Tentulah sang istri yang harus menanggung akibat perbuatan bukan suaminya.
Pencopotan Dandim Kendari yang dituduh melanggar Sapta Marga di TNI dengan dasar hukum Pasal 8 a dan pasal 9 UU No 25/2014 sangatlah tidak relevan.
Pasal 8 a berbunyi “ segala perbuatan yang bertentangan dengan perintah kedinasan, peraturan kedinasan, atau perbuatan yang tidak sesuai dengan tata tertib militer” dalam penafsiran otentik pasal ini dinyatakan cukup jelas.
Tetapi coba tafsirkan dengan menggunakan inteprestasi gramatik yaitu makna undang-undang yang ditafsirkan dengan cara menguraikannya.
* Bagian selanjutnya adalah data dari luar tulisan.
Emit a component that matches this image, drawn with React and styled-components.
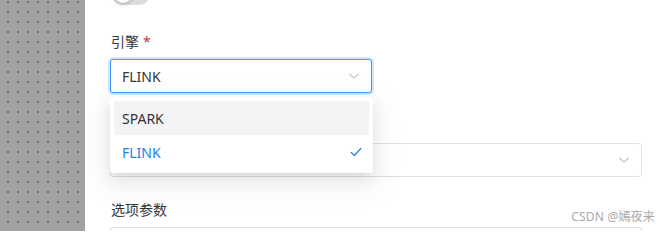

Menurut bahasa umum sehari-hari (Sudikno,2001; 57) Frasa “segala perbuatan yang bertentangan dengan perintah kedinasan” Frasa tersebut ditujukan untuk anggota militer sendiri yang melakukan perbuatan melanggar perintah dinas.
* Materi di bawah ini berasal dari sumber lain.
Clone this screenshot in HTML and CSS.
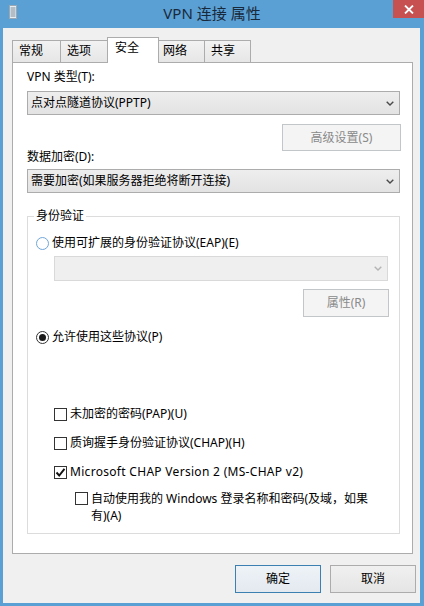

Artinya di dalam undang-undang aquo tidak ada satu pun rumusan pasal kesalahan istri adalah tanggungjawab dari suami. Tegasnya sangatlah tidak profesional jika dikaitkan demikian dengan dasar hukum yang obscure libel.
Oleh karena itu tindakan yang diambil sejatinya lebih memperlihatkan logika kekuasaan daripada logika yuridis.
Dimana logika yuridis ditabrak dalam kasus ini. Pertama, tidak dijalankannya asas praduga tak bersalah, langsung menghukum. Kedua tidak ada pemeriksaan sidang etik. Ketiga, peran Dari Dewan Pertimbangan dan Pengawasan Disiplin Militer tidak terlihat dari kasus ini.
Padahal ia mempunyai tugas pengawasan dan pelaksanaan penegakan hukum disiplin militer (lihat pasal 1 ayat 16 UU no 25/2014).
Dan sangatlah berlebihan ketika sang Jenderal dalam konfersi persnya mengatakan akan membawa kasus ini ke peradilan umum bagi istri dari mantan Dandim tersebut.
Sejatinya ini merupakan bentuk subjektif pribadi dari sang jenderal bukan atas nama instansi TNI, karena yang mempunyai legal standing dalam membawa perkara ini ke peradilan umum adalah orang yang merasa dirugikan dalam cuitan status di media sosial dalam hal ini sang Menteri.
Sebagai penutup penulis teringat apa yang dikemukan oleh Guru Besar Hukum Pidana UGM, Prof Eddy O.S. Beliau mengatakan, Jika kekuasaan penegakan hukum tidak dibarengi kapasitas memadai aparatnya, maka atas nama hukum kekuasaan cenderung disalahgunakan.